To John’s claim, Jesus replied:
“If I have lied to the Jews, may the blazing fire consume me. If I have deceived the priests, a double death will I die. If I have cut off their seed from the men, may I not cross o’er the End-Sea”
The thing I cannot help but notice in Jesus’ response is that Jesus implies that the proper post-death action is to cross over the End Sea. If Theudas was indeed the historical root for John the Baptist, might his compulsion to take his followers to the Jordan River have been for the sake of some ritual which included post-death depictions of crossing the water? Likewise, was Jesus placed on the Sea of Galilee in early Christian literature for the same purpose? “Living Waters” and water rituals were quite pervasive across both of these religions, over very wide geographies.

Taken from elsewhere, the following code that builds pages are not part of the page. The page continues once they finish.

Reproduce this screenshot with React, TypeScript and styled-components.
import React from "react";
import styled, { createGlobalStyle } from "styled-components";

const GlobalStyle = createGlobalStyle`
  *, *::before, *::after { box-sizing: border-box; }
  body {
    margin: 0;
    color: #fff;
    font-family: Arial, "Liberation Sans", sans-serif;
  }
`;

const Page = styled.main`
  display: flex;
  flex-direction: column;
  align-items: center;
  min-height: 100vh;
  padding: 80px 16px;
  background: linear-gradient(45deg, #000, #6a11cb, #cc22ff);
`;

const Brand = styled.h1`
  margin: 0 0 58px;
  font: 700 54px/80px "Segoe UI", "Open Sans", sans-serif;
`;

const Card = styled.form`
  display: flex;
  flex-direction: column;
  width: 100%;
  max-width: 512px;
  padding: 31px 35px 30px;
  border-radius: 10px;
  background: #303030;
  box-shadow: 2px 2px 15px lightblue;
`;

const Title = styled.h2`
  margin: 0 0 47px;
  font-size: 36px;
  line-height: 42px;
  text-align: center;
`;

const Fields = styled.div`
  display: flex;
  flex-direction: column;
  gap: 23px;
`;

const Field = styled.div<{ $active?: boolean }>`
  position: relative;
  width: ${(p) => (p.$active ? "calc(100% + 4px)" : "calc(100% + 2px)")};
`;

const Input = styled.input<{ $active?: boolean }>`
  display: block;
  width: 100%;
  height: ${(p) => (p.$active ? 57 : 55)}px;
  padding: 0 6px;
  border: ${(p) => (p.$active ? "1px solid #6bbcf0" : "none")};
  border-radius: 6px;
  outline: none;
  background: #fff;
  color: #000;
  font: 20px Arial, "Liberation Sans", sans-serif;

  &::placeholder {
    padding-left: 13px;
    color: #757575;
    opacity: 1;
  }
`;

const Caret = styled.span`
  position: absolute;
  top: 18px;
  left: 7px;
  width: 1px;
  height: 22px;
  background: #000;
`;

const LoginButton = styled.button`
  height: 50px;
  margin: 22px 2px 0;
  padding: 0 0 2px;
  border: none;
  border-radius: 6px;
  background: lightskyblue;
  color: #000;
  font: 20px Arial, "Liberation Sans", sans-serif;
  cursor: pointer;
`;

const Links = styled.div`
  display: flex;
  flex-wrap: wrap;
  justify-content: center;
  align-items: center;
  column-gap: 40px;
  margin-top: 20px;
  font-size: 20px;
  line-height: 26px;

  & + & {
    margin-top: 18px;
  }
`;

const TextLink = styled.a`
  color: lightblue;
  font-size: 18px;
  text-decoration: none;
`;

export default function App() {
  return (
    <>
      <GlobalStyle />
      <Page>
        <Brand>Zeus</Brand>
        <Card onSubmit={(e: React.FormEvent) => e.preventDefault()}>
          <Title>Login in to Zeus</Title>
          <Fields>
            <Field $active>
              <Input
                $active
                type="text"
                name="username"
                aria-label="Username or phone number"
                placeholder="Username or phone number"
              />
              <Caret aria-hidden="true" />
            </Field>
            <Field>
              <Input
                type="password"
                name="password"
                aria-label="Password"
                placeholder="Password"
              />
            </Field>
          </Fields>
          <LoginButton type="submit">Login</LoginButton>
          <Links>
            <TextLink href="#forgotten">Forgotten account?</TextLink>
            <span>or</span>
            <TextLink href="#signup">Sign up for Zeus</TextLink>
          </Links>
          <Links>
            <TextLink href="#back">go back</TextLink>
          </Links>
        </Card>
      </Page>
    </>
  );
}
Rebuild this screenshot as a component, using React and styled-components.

After John baptized Jesus in The Mandaean Book of John, allusion is made, like in the Docetic view, to a dove:
Then Ruha [who functions as this world’s spirit — a sort of mother earth, similar to the Gnostic Sophia] made herself like to a dove and threw a cross over the Jordan. A cross she threw over the Jordan and made its water to change into various colours.”O Jordan,” she says, “thou sanctifiest me and thou sanctifiest my seven sons.”
The connection between Simon Magus (AKA Paul) and Marcion (who held a Docetic view, which would have found Dove imagery meaningful), along with the subsequent link between Simon Magus and Dositheus, puts a spotlight on this Docetism, and how it was rejected by the Mandaeans in what appears to be a fallout between them and other Christians.
The curious parallels between heretical Christian sects and the Mandaeans are not coincidences. The reason Irenaeus had to call out so many early heretics is the same reason why similar heretical views are elemental to Mandaeanism: because they were original tenets of these religions.